Exercise instructions: Give only the number of lines in the data that include the string "with".
━━━ Exercise material
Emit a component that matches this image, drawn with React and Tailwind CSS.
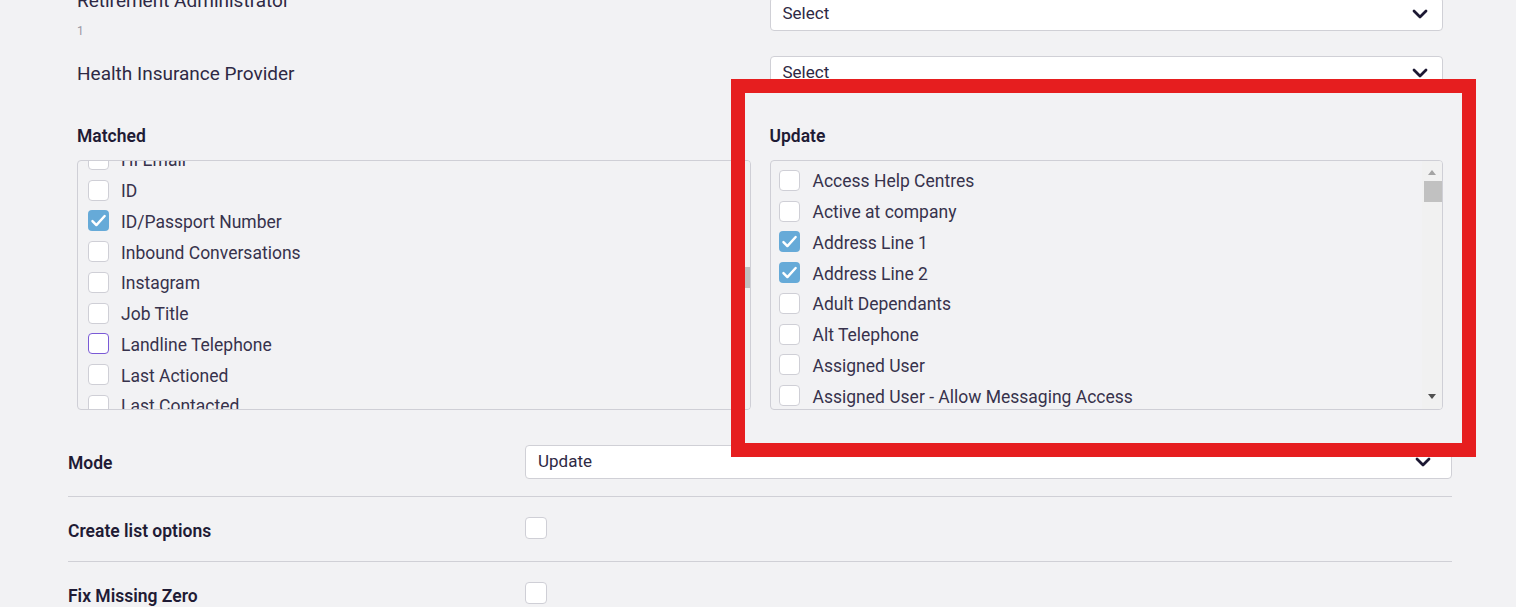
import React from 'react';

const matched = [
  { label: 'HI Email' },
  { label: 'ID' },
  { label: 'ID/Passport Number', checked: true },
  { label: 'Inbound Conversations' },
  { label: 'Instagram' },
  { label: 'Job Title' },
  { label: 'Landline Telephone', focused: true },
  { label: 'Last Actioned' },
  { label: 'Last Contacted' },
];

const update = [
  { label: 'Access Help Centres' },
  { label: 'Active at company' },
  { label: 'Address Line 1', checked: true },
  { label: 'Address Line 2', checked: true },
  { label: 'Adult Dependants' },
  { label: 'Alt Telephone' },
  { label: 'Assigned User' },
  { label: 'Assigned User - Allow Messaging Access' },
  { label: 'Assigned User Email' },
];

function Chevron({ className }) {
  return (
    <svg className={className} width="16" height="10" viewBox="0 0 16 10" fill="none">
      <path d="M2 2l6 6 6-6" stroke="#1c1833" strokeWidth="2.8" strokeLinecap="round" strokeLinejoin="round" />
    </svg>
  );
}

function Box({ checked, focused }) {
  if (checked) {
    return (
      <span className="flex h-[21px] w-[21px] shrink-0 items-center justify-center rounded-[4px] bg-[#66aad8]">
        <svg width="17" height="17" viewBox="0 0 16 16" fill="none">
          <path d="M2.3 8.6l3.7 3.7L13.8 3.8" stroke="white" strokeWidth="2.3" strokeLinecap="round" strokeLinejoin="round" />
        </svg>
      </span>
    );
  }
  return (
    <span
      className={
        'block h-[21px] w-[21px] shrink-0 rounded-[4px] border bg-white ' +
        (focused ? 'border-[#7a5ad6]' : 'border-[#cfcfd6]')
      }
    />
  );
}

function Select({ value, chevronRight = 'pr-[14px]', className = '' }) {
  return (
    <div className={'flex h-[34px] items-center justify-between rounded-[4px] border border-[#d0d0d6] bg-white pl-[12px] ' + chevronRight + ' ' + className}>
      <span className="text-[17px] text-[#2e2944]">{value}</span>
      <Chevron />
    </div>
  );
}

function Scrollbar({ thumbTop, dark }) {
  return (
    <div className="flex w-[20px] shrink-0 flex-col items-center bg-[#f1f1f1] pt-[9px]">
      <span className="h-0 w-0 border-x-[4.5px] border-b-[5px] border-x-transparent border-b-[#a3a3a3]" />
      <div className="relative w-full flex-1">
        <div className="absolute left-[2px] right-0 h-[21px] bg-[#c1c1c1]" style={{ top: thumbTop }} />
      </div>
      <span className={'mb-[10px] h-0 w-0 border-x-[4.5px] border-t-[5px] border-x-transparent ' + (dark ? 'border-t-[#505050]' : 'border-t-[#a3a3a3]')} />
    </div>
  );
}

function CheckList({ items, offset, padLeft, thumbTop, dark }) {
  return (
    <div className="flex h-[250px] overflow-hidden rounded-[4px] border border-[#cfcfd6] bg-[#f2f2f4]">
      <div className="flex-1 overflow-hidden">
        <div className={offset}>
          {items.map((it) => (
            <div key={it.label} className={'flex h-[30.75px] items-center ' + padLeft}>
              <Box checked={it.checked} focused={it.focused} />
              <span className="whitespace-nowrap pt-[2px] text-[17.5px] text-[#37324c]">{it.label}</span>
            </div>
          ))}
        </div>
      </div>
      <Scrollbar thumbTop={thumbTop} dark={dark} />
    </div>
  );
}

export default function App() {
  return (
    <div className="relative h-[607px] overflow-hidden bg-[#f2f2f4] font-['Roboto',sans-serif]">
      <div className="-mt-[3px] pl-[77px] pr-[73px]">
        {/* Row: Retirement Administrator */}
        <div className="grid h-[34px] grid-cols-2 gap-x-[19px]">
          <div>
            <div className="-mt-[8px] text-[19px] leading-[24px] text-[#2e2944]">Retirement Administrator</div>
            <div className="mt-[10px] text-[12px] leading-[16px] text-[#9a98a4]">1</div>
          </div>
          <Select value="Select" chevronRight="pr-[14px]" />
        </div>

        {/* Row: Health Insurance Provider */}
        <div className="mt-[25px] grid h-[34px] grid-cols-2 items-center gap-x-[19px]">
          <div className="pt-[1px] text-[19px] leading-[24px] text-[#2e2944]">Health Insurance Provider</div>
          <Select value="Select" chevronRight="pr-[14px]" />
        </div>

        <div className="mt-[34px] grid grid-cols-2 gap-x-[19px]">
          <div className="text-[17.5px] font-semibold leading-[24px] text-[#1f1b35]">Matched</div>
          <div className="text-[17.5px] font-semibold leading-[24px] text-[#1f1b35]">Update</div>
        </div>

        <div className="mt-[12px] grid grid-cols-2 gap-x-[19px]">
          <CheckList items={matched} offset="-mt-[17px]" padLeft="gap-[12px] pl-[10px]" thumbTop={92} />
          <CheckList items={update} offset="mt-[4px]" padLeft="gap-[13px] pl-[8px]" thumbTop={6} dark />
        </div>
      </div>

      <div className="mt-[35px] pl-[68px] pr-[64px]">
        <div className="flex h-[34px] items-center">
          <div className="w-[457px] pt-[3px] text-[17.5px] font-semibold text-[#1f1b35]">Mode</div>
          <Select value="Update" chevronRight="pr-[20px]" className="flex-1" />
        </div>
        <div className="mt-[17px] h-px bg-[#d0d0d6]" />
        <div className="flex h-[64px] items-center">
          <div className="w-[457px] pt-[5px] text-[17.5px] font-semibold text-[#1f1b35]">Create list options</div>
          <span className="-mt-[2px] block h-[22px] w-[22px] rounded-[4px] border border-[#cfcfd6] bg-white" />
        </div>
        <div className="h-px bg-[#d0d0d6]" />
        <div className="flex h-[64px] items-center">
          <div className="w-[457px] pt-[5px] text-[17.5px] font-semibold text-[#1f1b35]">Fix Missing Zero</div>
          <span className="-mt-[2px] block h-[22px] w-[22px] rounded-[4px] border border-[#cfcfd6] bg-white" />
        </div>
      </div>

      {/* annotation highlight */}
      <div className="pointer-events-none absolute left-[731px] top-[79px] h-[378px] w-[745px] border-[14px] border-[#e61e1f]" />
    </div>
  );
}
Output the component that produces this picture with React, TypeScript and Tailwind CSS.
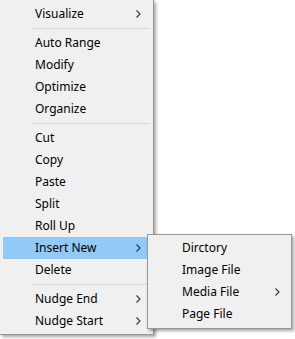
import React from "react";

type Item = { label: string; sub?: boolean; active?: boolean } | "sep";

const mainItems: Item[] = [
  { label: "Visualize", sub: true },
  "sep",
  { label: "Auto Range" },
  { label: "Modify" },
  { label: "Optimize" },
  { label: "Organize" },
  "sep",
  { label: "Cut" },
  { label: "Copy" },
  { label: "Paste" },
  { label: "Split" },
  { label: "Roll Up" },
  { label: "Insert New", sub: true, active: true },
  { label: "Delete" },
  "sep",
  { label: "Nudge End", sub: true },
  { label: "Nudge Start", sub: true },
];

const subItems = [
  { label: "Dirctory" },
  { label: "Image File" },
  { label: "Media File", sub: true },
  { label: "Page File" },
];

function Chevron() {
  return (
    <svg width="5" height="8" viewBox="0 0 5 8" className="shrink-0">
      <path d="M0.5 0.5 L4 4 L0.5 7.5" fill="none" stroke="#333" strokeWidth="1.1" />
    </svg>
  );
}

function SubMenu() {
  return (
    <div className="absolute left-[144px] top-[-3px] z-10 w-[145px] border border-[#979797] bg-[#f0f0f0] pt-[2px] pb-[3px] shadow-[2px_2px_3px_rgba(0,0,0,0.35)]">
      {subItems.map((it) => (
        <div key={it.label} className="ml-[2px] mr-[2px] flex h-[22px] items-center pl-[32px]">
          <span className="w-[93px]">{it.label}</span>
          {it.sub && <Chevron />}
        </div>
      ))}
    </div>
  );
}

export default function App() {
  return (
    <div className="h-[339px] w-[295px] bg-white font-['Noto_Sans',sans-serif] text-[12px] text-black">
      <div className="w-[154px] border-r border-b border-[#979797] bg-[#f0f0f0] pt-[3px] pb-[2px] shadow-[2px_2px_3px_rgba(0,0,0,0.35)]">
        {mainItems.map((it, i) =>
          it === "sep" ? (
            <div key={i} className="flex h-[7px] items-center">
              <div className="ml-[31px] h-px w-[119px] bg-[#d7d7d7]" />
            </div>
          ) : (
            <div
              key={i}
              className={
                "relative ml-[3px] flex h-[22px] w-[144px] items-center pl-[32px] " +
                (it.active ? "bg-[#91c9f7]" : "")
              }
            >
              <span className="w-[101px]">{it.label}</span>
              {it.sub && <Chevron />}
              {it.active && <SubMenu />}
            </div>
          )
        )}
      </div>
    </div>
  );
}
━━━━━━
Answer in full: 2